The 20-year-old Croatian international has caught the eye over the last couple of seasons as a player of some potential. Clubs throughout Europe have monitored the youngster's progress since 2004 when he first broke into the Croatian U-17 team.

Bernard Lacombe, Lyon's Director of Football and one of the most respected men in world football, has had scouts checking on Lovren since the turn of last season and has signalled that a "young defender who can play through the centre" is his priority in this transfer window. Sources at the club have confirmed to L'Equipe that Lovren is his primary target.
Lyon originally bid €7 million for the player, but that fee was rebuffed when it emerged that Spurs were looking to link the youngster up with their growing Croatian contingent.
Luka Modric, Niko Kranjcar, and Vedran Corluka are all first team players under Harry Redknapp and been influential as Tottenham sit in 4th position in the English Premier League.
An important point to note is that all three are former Dynamo Zagreb players.
The 6'2" youngster would almost certainly go straight into the first team squad at Spurs, as Redknapp steadies himself for life without one of his first choice centre halves.
Ledley King is out of contract in June and is believed to be mulling over a pay as you play offer from the club. King is rated as one of the best defenders in the EPL, but his career has been blighted by a chronic knee injury that permits the defender to only play once every seven days.
With that in mind, Spurs have employed a personal trainer for King. Nathan Gardner's regime for the defender sees him perform marathon swimming sessions along side a specific weight training program designed for the player's musculature type.
Redknapp has urged his chairman, Daniel Levy, to award King a new contract, but it remains to be seen if the club will take another gamble on the player.
Spurs have other problems in the same position with the news that Jonathan Woodgate may not return this season at all. Tottenham's other first choice centre half has also suffered his fair share of injury misery, and it now seems as if the injury that ruined his time at Real Madrid has re-surfaced.
As a player, Lovren is comfortable in central midfield too. He is very strong in the tackle, has good pace, and has been described as dominant in the air. He is definitely a player who both Lyon and Spurs need immediately, but news that Chelsea have entered the fray has muddied the water.
For Chelsea, the player would almost definitely be for the future. Club captain John Terry, Ricardo Carvalho, and Alex are all first team regulars, while Serbian international defender Branislav Ivanovic is usually the first player to fill in if any are missing.
Since Chelsea entered the race for the youngster's signature, Dynamo Zagreb have raised his asking price from €7 million to €10 million. However, this seems to have doubled Tottenham's and Lyon's efforts, if anything.

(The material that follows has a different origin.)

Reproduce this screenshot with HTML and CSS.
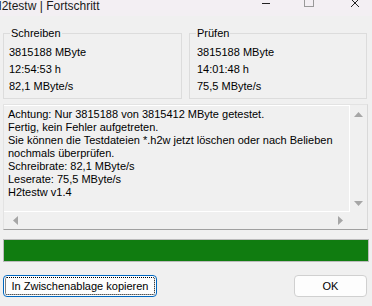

Last Wednesday a delegation from Lyon led by Lacombe and their owner and chairman Jean-Michel Aulas flew to Zagreb in an effort to broker a deal with the Modri, but no deal was struck, even though minor progress was made.
Lyon have one of the most sophisticated scouting systems in world football and are credited with finding some of the best talents in football over their rise in the last 20 years from a provincial team. Their "wisdom of crowds" approach has redefined how clubs should approach transfers.
Harry Redknapp has ordered extra scouting reports on the player, as Spurs step up their interest in the player, and chairman Daniel Levy is believed to be heading to Croatia next week in a bid to negotiate the fee.
At the beginning of the season, Lovren was unheard of by most outside of Croatia, and he was valued at €2.5 million. Since then his stock has risen. Slaven Bilic has called him into the international team, and he has since won two caps, and clubs around Europe have begun to take notice.
Spurs need a new centre half. Lovren easily fits the bill, and it remains to be seen if the Croatian ties at the club will become a factor. Under their current manager Spurs are perfectly placed to break into the Champions League positions.
Under Lacombe and Aulas, Lyon have become the dominant force in France and are one of the top clubs in Europe having built a reputation for finding and developing talent.
Chelsea have Roman Abrahmovich's billions to spend and are perennial Premier League and Champions League challengers.
And yet, Lovren may see Zagreb as the best place for his future development.
He has some tough choices to make.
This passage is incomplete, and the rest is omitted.